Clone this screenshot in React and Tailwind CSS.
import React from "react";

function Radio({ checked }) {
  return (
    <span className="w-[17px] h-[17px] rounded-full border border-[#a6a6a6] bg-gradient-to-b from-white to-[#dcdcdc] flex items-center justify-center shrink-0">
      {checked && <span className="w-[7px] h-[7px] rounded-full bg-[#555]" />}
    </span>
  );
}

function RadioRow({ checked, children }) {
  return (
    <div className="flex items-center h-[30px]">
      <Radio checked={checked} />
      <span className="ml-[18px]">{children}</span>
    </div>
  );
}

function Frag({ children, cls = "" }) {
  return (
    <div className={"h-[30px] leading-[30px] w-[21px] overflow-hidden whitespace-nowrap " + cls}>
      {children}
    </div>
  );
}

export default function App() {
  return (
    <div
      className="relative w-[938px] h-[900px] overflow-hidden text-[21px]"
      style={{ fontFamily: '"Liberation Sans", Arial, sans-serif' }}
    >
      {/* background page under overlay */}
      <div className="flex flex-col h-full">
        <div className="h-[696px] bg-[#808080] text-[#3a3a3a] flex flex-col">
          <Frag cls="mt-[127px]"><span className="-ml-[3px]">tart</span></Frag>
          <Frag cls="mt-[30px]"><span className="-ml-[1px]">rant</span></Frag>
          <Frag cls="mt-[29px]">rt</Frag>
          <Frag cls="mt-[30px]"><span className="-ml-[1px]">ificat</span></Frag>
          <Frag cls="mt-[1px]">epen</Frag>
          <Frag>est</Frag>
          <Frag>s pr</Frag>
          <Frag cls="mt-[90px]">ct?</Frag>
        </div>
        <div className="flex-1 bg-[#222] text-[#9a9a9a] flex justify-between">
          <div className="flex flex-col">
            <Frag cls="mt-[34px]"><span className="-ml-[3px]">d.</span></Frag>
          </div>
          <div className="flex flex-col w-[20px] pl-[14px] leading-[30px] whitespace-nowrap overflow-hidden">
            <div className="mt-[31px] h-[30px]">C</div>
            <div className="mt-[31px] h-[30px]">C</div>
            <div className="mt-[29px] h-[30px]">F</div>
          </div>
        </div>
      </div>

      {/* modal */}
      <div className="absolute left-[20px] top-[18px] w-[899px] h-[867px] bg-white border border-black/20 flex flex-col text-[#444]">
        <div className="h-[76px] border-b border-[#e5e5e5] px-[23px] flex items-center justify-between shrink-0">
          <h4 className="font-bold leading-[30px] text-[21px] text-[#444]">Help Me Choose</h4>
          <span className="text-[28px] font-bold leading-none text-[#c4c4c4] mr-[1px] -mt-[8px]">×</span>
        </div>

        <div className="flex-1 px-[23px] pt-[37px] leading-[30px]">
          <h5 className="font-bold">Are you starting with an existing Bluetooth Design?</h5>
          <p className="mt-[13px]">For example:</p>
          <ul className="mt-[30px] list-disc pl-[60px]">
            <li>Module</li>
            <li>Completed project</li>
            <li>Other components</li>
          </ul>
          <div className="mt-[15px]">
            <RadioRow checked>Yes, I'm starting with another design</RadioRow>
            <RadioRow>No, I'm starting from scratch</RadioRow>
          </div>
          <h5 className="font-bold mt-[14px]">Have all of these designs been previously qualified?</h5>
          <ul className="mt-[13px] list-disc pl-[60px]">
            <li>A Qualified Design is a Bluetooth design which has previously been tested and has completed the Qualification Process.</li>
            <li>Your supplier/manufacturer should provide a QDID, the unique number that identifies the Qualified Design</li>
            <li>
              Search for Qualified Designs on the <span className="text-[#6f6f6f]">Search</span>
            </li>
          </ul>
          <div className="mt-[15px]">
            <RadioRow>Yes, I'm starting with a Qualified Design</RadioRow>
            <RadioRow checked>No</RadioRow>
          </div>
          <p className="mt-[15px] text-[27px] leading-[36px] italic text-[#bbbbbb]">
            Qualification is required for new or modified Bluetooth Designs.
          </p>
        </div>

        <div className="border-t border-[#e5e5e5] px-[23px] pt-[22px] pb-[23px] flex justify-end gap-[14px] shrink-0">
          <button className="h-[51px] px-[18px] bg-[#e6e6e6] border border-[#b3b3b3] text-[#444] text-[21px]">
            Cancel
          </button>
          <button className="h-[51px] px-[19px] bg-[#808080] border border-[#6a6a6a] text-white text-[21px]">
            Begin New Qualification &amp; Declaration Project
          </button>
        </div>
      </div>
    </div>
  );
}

______

[Short exercise]: Lines from the start of the material above through the line containing "import React from" are to be duplicated exactly, and only those.

[Answer to the exercise]:
Clone this screenshot in React and Tailwind CSS.
import React from "react";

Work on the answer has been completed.